The only way that gets overturned is if they are LOOKING to overturn it. Replay is "clear and convincing" not "let's look at 5 different angles a dozen times each and form a 3D hologram in our minds to see exactly what happened." If it is not completely obvious from the first look at each angle the call must stand.
They really need a video ref who is basically watching the camera views and can get into the ref huddle via comms. They should also just make everything challengable, but only allow coaches to get 2 wrong challenges a game. I doubt coaches would be willing to waste those on anything frivolous.
Nothing will happen.
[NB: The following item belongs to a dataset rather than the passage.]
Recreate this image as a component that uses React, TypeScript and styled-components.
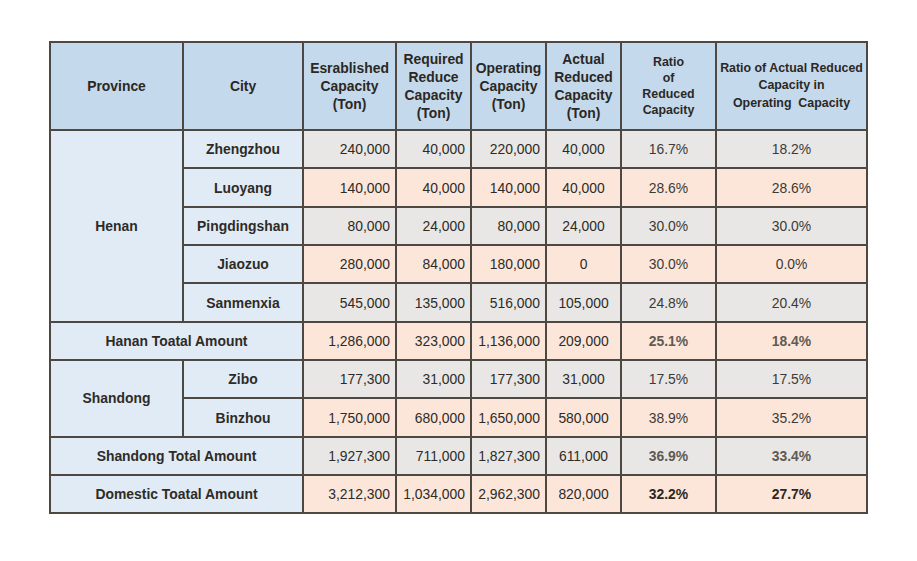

There's no way Goodell would declare the Saints winners (though the call was that bad that the Saints should be going to the SB), and I can't see how the game could be rescheduled. Even if it could be, it would give the Pats an unfair advantage because whoever they play would be coming off an extra game.
I was not even getting into what i saw but rather that there was no way it should have been overturned no matter which way it was called. If they had originally said he never touched it i would have had to say there is no way to overturn it since no angle showed definitively whether it was touched or not. Exactly my thoughts, no way it should be overturned but last 9 minutes of the game so the call must have come down from the commissioners booth. "Don't worry Bill, just do your best and I'll take care of the rest."